The words may be blunt, but they’re the sincere assessment made by one of the world newspaper industry’s most prominent figures.
The NY Times has indeed led the online revolution, with 13 million monthly visitors in December 2006, according to the Huffington Post.
Sulzberger went as far as saying that the Times is on a journey that will only end once they stop printing the paper.
According to him, despite decreasing print ad revenues, a newspaper company can make just about as much revenue because of the much lower cost of online editions compared to print.
"These costs aren't anywhere near what print costs," Sulzberger says. "The last time we made a major investment in print, it cost no less than $1 billion. Site development costs don't grow to that magnitude."
Sulzberger also spoke about a new development, Times Reader, a software program which could offer a near-print reading experience on laptops and mobile devices.
"I very much believe that the experience of reading a paper can be transferred to these new devices."
Sulzberger is ahead of the line in terms of newspapers’ modernization, and furthermore, in his view that newspapers must immediately modernize.
Yet the Times’ chairman is still very much a supporter of some of newspapers’ more traditional traits.
"We are curators, curators of news. People don't click onto the New York Times to read blogs. They want reliable news that they can trust," he said. At the same time, Sulzberger fully realizes the importance of these new media today: “the paper can integrate material from bloggers and external writers. We need to be part of that community and to have dialogue with the online world."
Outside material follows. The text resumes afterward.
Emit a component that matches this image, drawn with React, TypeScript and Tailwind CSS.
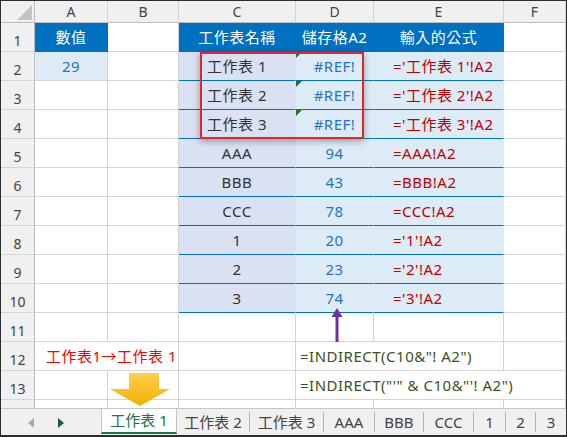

Sulzberger also defended the traditional – now deemed cumbersome – broadsheet format of the Times’ print edition. When asked when it will go tabloid, he answers:
"Until when? The New York Times has no intention of changing that," said Sulzberger.
A trace of conservatism in Sulzberger’s view of the print New York Times? Or more probably the realization that a switch to tabloid is too costly compared to the life expectancy of the print edition?
PS: In case you didn’t grasp the point (about online replacing a lot of print in a rather near future), here are a few words by Vibe magazine editor in chief Danyel Smith:
“Vibe.com exists because of our magazine, but in five years I think the opposite will be true.”
“Every magazine is now a 24/7 daily newspaper.” “I think it’s about being a part of the future.”